Robert Barclay (1648-1690)
Robert Barclay was born into a gentry family at Gordonstown in Scotland. Educated partly in Paris, Barclay was converted to quakerism in 1667 and married the quaker Christian Mollison in 1670. Barclay was an extremely effective champion of the quaker cause. His most famous work was Apology for the true Christian Divinity, as the same is set forth and preached by the people called in scorn Quakers published in Amsterdam in 1676. This book is regarded as the classic statement of quaker principles and a brilliant theological work.
Barclay suffered persecution for his beliefs including imprisonment in 1672. While travelling through Europe in 1676 he heard of the incarceration of his father and thirty other quakers. Barclay tried to obtain their release by securing a letter from Elizabeth, Princess Palatine, to her brother Prince Rupert but was unsuccessful and was himself imprisoned in November 1676, which confinement lasted five months.

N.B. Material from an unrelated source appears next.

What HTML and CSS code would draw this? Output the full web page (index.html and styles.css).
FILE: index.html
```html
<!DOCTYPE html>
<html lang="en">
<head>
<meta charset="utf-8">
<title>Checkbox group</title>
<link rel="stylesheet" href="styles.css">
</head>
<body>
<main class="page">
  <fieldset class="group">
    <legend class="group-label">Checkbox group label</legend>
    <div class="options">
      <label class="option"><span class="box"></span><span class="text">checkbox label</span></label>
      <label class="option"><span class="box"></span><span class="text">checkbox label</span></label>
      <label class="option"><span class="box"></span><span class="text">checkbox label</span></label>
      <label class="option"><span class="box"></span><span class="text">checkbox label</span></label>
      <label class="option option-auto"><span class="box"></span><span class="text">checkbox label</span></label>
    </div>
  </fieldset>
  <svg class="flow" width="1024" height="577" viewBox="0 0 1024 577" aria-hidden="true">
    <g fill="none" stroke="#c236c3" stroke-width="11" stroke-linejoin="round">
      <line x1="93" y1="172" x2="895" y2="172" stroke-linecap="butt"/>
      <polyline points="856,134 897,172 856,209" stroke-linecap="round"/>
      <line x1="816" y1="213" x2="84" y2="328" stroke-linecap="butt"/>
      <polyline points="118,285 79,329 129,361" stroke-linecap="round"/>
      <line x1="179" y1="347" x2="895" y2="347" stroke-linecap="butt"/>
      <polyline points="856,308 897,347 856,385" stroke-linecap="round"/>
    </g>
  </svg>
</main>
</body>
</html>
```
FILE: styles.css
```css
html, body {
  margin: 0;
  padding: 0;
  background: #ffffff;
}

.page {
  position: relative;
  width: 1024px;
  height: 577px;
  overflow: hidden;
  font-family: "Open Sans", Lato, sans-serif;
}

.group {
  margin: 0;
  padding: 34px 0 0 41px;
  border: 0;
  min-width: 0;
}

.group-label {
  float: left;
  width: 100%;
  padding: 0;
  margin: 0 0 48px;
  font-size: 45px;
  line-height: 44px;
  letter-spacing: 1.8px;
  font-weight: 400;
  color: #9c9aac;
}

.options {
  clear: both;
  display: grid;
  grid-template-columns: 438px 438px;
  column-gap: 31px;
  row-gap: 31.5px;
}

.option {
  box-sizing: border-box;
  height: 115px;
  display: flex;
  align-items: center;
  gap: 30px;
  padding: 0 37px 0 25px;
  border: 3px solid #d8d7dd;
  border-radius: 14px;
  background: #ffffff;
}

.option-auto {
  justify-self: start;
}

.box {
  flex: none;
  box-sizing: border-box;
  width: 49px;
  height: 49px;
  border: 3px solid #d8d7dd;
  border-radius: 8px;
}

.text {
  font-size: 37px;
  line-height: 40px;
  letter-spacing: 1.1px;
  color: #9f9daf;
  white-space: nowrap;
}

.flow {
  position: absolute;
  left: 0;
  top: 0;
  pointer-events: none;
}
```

After his release, Barclay joined George Fox and William Penn in a visit to Germany. By 1679, he was starting to enjoy favour at court and in 1683 Barclay joined other quakers as a proprietor of the new North American province of East New Jersey. The constitution of the province was designed to promote religious toleration and provide refuge for the persecuted. Barclay was appointed nominal governor.
Barclay died at his ancestral home of Ury near Aberdeen on 3 October 1690.
John Wesley was very impressed by Barclay's Apology of 1676 and in 1741 published an abstract under the title Serious Considerations on Absolute Predestination (Bristol: S. and F. Farley, 1741). This became an important publication in the context of the Wesleys' conflict with Calvinist evangelicals led by George Whitefield and was reprinted several times.